I think it's good to have tests around this stuff obivously but I'm worried if we keep going like this we're really just locking in the bad design and making harder to unpick.

That's absolutely fair. I'm of two minds about this. On one hand, the "design" of FormDownloader leaves a lot to be desired. On the other, it works and I'm not sure that a better design or more tests would have helped with the issues we've run into. I think the problems we've run into are that ReferenceManager is really confusing (how do root session translators and reference factories interact, why are we even using all these different prefixes if we just map them to the same place, etc) and that the form download and form push to device code paths are subtly different. In particular, the fact that the download path uses a temporary directory makes things quite different when it comes to dealing with media. These are conceptual issues. I didn't have to fight the FormDownloader at all when making fixes.

All this to say that I'm not convinced that investing more in FormDownloader is the right response in the short term. I'll spend a little more time seeing what we could do safely to remove the reliance on the mocked methods in the existing tests but don't want to take on a lot of risk.

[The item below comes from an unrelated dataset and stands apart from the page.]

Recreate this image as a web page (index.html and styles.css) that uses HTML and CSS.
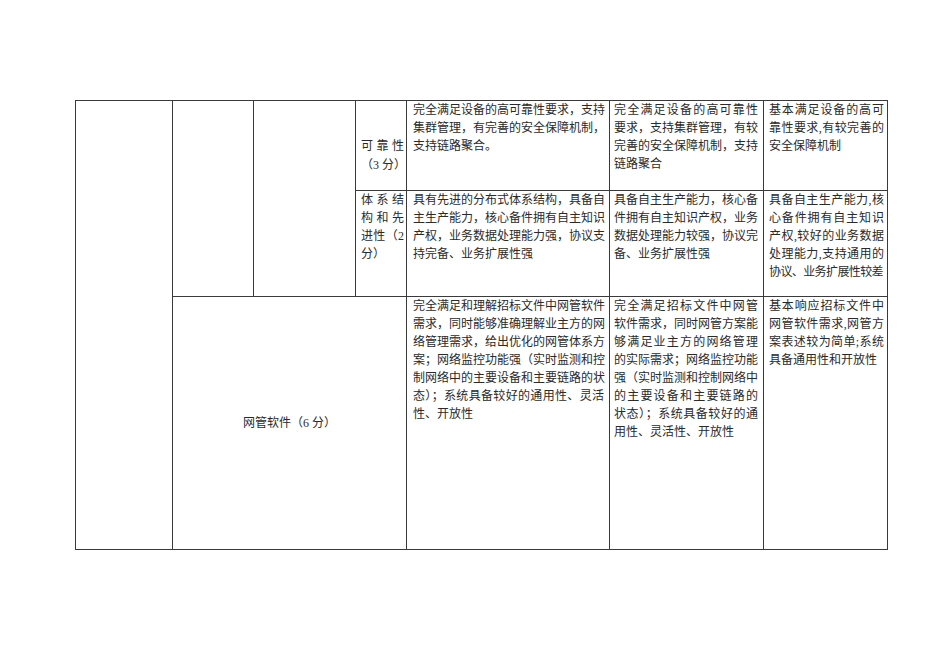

The tests currently call FormDownloader.downloadForms and verify the messages that come out which is what actual clients do. Currently, downloadForms calls a bunch of chained methods to go through the whole form download pipeline with each form. This includes the XForm download, the manifest download, the download of any media attachments to a temp directory, parsing the XForm, inserting the form details into the database, moving temp files, etc. Some of the tests don't need to or can't go through that whole pipeline so those are the methods that are mocked. My thinking is that if we do split some of that functionality out, the methods of FormDownloader that are currently mocked can be replaced by calls on mocked objects. Better code structure but I actually think the tests will read about the same.